Other popular tools include eye-catching devices like iridescent or fluorescent inks, metalized film, paper or paperboard, holographic images -- which provide a glittery, three-dimensional effect as the package or consumer moves -- embossing and foil stamping. The goal is "a more visual impact in-store," says Oakley.

A new way to impart decorative effects is via the use of coatings like Edge Packaging Technologies developed by Du Pont Co., Wilmington, Del., for polyethylene terephthalate bottles like those used for soft drinks and a host of other products. The patent-pending, two-step, spray-on exterior coating/overcoat system, introduced in February at the Nova-Pack Americas 2000 conference in Orlando, Fla., can impart recycling-compatible color, holographics, electroluminescence (it lights up with electronic current), direct printing, frosting, chrome illusion or thermochromatic action (it changes color according to temperature). Since the coating also can improve barrier properties, initial commercial applications are expected to be for oxygen-sensitive products such as juice or beer. Another attention-grabbing tool is the use of multiple labels, especially clear pressure-sensitive styles, which present a "no-label" look. There's also interest in custom container shapes, functional closures like sifters and other dispensers and multipanel labels, which provide a peelable or removable section for value-added extras like recipes or coupons.

To successfully develop a new design, "it's essential to have a vision of what you want to achieve," says Oakley.

Consider "what the customer would think about when he/she looks at the product," advises Drake.

For example, Price Chopper has two styles of packaging for its ready-to-eat cereals. Each is intended to appeal to a different target market. So, kid-oriented cereals feature proprietary characters, while adult-positioned stockkeeping units depict a farm scene. The only consistent elements between the two designs, as well as store-brand packaging in other categories, is inclusion of the Price Chopper logo and quality guarantee. Otherwise, graphics reflect the goals of the individual product.

"The focus in private label has changed in the past 10 years," explains Wassenaar. "The quality has increased so much that we're actually able to identify ourselves as a brand," she says. Consistent trade dress across product lines is not necessary, she insists, likening Price Chopper's use of its logo to how Nabisco incorporates its mark on its packaging.

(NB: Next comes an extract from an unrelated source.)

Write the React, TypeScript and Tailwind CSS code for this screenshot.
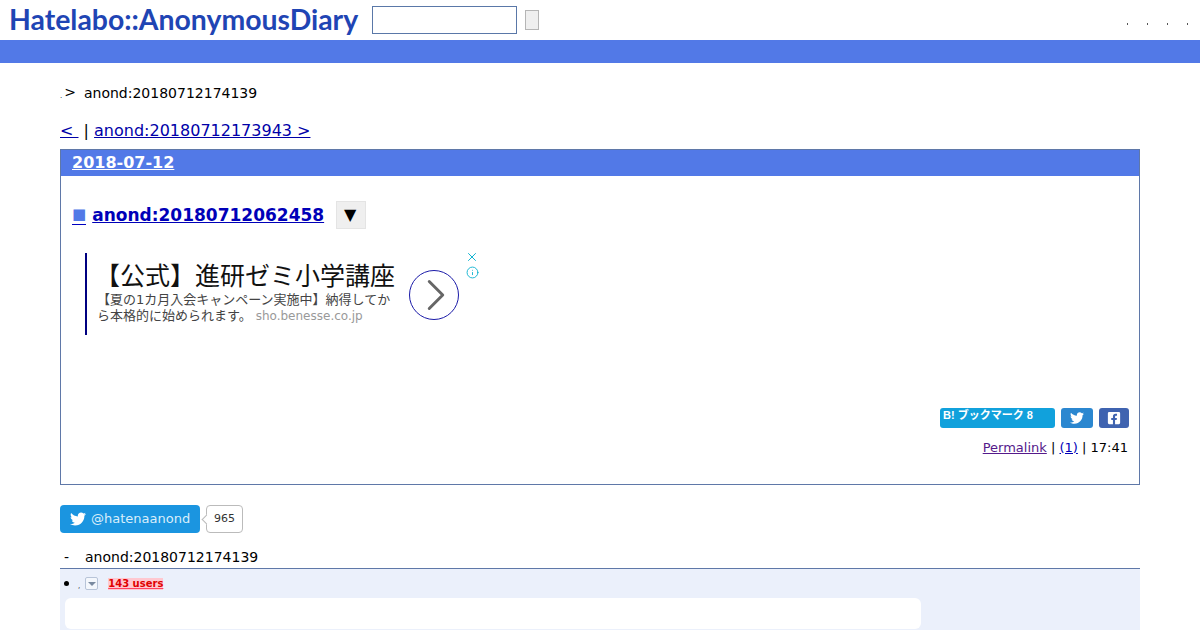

That's not to say graphics across product categories are totally unrelated. Packaging for Price Chopper's pasta, pasta sauce, cheese and pizza are inter-related under an Italian village umbrella, which will soon be expanded to include a premium, imported pasta. "It will use the same design as our regular pasta, but in black, so it will be very upscale looking," reports Drake.

With average redesign intervals for national brands at about 18 months, look for more frequent updating of store-brand packaging with three years becoming the preferred interval between redesigns. "Every three years, designs should be looked at, challenged and investigated," recommends Oakley.

Aiding the increasing frequency of redesign is a transition from gravure to flexographic printing of paperboard cartons, flexible packaging and labels. Flexo printing generally is viewed as more affordable because flexo plates cost significantly less than gravure cylinders.

Perhaps more importantly, recent advances in flexographic technology mean the switch can be made without compromising quality standards. "New flexo presses are more than capable of competing with gravure," reports Ed Zumbiel, manager of the beverage-packaging division at Zumbiel Packaging, Cincinnati, a producer of multipack paperboard cartons, which has bought two flexo presses in recent years to add to its existing gravure and flexo equipment.

Use of flexo printing also will help make promotional packaging more affordable for store brands, enabling the inclusion of games, contests and in/on-pack premiums, techniques long used by national brands to spur sales. "Although no one has even talked about it before this year, we'll start to see store-brand promotions in the next six months," predicts Zumbiel.

Forces keeping redesign intervals at or above the three years include the tighter margins typically encountered by store brands vs. national brands and the greater number of SKUs usually involved. This means less tolerance for the larger investment required in printing plates/cylinders when changes are made.

Redesigns can be fraught with peril if not carefully planned and executed. To avoid problems, the first step in a redesign project should be discussion and agreement among all stakeholders regarding the message to be communicated by the packaging.

An objective eye is essential. "Make sure the design is benefit-driven," advises Oakley. It shouldn't be picked simply because it's personally appealing.

New structures should be tested for compatibility with filling equipment. This avoids productivity-sapping handling problems downstream and expensive design changes to ensure or restore machinability.

Another important consideration is the shelf environment the package will experience. Unless imitating a national brand is the strategy, graphics should set the product apart on-shelf.

Consider color choices carefully. "The subtleties of package design can be more important in determining the customer perception of quality and performance than the product inside the package," says Cheskin's Rhea. "This means that the packaging is capable not only of creating expectations of product performance, but also it can change the experience," he explains.

Indeed, taste perception can be influenced by package color. It's a documented phenomenon called sensation transference. For example, adding yellow to the packaging of a lemon/lime soft drink will increase the citrus flavor perceived by consumers. Nonetheless, product "quality is a prerequisite," says Oakley. "When it is compared to a national brand, the store brand can't be weaker. It should be better and priced right," he states, because a disappointed consumer will tend to look suspiciously at every other product carrying the same name.

"You must deliver on the product's promise or consumers will walk away quickly," agrees Michael Lucas, managing partner at Interbrand Gerstman+Meyers, a New York-based brand-identity consultancy.